> Exercise input:
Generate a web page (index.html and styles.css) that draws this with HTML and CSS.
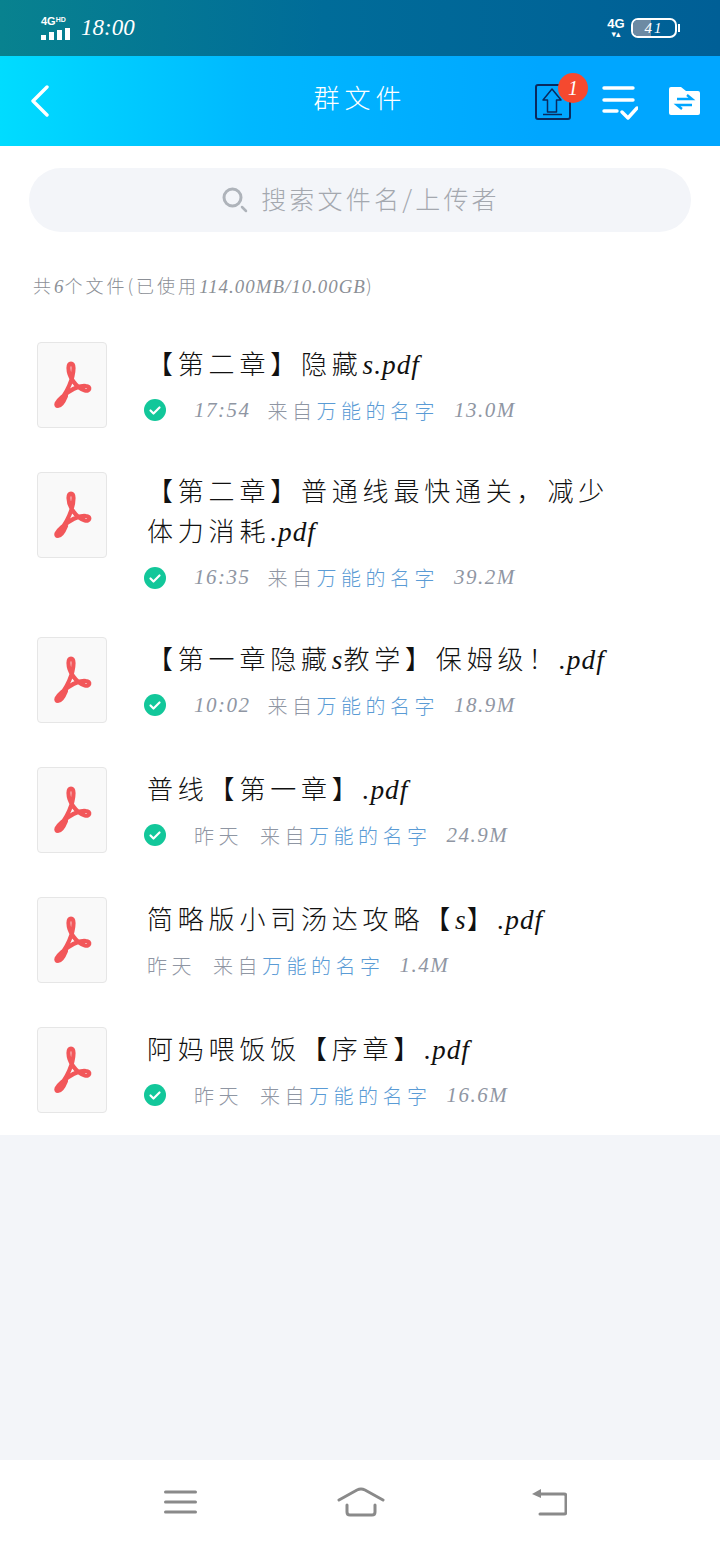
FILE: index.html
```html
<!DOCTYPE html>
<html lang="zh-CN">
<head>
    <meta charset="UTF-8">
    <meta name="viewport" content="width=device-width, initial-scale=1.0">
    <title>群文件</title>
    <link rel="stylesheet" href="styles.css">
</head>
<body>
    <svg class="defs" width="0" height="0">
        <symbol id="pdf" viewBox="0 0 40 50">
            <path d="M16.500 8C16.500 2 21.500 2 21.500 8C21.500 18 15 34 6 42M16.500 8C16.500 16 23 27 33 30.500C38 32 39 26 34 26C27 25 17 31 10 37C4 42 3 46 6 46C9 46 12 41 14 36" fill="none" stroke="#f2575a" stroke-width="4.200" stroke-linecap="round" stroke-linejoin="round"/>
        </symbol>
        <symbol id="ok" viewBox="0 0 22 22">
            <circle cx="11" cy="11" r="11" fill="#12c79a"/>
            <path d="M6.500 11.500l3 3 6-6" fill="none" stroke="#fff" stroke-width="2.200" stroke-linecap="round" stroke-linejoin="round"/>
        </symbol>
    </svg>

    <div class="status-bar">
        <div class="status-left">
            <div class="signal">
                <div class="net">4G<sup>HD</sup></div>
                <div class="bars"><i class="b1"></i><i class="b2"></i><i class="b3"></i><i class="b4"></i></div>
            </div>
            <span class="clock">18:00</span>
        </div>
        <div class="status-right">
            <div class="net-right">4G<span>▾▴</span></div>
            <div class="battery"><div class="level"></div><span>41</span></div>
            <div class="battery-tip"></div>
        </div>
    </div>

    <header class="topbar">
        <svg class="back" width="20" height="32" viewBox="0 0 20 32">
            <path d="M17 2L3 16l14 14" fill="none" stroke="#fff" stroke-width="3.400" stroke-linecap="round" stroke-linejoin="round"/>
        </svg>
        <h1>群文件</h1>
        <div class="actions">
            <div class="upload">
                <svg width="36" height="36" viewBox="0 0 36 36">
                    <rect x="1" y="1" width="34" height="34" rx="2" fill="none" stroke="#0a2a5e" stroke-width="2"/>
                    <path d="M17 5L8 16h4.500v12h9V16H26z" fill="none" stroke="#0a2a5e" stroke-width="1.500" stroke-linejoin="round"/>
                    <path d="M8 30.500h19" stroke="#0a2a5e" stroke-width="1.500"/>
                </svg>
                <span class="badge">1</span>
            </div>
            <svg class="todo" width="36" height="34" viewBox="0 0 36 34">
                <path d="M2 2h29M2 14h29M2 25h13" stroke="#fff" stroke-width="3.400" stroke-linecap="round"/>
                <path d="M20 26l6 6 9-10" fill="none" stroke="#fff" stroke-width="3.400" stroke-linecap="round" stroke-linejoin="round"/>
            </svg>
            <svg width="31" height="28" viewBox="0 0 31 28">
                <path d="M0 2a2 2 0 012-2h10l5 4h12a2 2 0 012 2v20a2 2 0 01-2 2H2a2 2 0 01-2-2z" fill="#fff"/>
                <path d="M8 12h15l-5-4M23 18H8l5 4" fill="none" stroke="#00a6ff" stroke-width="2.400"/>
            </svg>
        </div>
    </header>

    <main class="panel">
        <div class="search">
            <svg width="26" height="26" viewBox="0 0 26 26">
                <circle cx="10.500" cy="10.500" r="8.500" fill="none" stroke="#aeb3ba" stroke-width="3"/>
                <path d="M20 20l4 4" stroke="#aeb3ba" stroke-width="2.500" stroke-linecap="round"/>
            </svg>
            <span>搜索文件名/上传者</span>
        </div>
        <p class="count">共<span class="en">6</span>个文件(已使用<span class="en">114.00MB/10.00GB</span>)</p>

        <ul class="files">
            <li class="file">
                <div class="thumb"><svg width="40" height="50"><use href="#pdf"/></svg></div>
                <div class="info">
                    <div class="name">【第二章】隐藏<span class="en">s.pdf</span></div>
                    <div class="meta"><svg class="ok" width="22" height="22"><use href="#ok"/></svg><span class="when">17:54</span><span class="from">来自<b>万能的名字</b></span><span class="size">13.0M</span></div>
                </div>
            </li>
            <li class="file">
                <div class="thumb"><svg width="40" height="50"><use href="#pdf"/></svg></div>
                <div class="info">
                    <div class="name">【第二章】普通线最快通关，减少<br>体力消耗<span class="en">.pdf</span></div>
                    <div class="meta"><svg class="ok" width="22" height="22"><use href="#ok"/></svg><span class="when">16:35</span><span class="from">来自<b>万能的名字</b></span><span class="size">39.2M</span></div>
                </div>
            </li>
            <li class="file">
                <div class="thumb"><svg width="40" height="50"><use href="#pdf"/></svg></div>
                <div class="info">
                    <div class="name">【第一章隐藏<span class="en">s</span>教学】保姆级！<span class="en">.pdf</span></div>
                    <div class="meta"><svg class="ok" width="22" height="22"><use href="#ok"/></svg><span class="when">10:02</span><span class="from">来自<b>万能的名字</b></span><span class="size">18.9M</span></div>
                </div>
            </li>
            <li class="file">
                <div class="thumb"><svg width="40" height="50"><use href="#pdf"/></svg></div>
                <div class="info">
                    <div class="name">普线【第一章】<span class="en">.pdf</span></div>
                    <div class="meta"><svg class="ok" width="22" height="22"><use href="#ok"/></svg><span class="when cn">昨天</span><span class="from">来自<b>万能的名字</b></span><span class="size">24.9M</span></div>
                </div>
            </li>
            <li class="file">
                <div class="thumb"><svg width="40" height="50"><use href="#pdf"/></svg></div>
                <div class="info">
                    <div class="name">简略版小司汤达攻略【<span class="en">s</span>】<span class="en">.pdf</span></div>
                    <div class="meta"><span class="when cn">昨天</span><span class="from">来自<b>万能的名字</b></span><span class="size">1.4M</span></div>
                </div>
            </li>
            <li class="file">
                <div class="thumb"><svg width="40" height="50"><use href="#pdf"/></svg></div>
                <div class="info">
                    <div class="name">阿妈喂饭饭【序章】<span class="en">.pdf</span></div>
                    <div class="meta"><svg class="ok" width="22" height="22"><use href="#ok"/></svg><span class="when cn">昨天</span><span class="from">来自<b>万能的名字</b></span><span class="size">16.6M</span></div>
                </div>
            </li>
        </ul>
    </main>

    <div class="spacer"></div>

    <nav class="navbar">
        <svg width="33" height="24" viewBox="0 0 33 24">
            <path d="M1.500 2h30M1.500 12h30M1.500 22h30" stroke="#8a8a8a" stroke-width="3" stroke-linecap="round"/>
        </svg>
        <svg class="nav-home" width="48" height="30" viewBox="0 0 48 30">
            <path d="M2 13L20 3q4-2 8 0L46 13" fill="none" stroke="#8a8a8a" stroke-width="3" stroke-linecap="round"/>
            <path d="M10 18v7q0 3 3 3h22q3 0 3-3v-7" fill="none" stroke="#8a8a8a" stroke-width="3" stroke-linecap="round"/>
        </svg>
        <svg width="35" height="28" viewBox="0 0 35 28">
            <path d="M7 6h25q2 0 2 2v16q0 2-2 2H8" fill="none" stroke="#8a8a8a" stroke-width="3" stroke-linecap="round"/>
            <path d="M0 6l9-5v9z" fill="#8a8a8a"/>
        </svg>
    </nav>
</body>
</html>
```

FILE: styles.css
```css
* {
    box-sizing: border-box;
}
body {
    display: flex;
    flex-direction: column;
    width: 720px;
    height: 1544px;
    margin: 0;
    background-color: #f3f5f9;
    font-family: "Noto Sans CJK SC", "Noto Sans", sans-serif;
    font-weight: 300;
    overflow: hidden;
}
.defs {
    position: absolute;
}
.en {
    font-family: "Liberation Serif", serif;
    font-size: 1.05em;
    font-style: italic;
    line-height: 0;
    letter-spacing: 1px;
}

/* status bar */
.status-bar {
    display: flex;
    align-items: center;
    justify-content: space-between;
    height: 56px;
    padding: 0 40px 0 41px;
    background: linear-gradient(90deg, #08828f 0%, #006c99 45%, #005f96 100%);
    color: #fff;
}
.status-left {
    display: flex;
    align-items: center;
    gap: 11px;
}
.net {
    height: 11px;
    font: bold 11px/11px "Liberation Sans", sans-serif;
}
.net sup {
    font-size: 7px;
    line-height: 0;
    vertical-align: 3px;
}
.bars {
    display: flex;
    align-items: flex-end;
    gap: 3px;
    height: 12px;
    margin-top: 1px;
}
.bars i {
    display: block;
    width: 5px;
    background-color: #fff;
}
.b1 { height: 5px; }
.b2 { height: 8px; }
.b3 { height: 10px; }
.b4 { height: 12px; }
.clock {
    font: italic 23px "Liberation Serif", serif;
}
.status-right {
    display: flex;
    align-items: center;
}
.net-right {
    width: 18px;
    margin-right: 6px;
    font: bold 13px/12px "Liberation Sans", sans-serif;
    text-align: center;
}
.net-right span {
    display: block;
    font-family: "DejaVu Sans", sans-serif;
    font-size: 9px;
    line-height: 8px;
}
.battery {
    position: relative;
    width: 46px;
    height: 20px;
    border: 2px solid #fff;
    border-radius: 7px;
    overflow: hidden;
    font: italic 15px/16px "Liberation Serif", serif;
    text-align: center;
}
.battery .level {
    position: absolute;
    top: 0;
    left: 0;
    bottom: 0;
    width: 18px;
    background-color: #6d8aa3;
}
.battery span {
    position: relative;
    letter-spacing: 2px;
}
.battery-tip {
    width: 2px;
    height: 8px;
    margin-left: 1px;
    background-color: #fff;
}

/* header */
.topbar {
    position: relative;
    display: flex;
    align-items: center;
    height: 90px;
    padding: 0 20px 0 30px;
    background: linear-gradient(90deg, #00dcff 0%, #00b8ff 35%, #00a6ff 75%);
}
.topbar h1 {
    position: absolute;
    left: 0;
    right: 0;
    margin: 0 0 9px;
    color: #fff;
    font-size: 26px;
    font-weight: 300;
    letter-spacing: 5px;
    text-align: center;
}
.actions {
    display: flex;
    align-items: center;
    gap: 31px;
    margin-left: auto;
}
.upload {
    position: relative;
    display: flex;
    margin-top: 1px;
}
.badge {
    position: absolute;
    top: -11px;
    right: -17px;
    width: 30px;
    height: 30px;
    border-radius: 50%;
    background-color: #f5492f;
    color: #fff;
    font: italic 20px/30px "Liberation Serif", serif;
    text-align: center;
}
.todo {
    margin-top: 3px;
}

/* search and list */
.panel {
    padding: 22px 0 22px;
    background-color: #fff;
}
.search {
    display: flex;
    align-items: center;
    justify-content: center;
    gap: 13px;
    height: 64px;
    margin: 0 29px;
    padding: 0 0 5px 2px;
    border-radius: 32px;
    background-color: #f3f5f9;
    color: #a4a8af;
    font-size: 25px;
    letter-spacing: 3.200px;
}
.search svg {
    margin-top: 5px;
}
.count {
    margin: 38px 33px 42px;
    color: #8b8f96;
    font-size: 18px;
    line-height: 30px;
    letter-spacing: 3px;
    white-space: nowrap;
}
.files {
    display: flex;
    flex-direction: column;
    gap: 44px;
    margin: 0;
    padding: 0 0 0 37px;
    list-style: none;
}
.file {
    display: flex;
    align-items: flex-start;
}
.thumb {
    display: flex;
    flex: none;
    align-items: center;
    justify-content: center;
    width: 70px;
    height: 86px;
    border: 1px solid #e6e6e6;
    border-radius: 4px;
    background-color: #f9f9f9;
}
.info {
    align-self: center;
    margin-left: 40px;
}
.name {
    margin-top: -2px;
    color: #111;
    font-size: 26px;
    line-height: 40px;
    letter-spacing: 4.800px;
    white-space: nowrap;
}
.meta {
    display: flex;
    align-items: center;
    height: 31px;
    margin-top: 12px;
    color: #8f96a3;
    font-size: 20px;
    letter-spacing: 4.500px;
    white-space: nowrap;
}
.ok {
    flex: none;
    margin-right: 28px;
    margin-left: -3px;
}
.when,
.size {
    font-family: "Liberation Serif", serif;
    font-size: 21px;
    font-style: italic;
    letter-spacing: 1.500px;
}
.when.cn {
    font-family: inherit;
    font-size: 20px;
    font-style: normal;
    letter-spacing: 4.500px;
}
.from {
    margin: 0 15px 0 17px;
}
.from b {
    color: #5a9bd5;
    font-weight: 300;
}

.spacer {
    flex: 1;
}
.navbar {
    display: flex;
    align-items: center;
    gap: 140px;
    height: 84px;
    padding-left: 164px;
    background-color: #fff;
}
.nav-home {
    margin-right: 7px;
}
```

--

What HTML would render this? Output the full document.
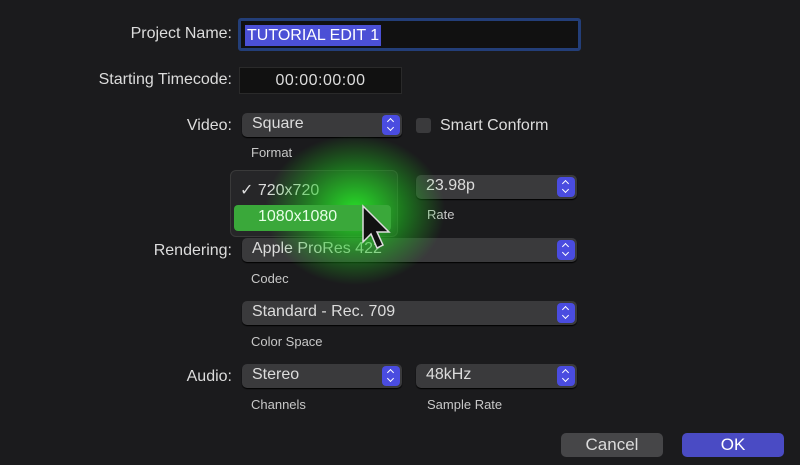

> The task:
Search the records for the string "index" and return every line in which it occurs.

> Response:
Generate a web page (index.html and styles.css) that draws this with HTML and CSS.
FILE: index.html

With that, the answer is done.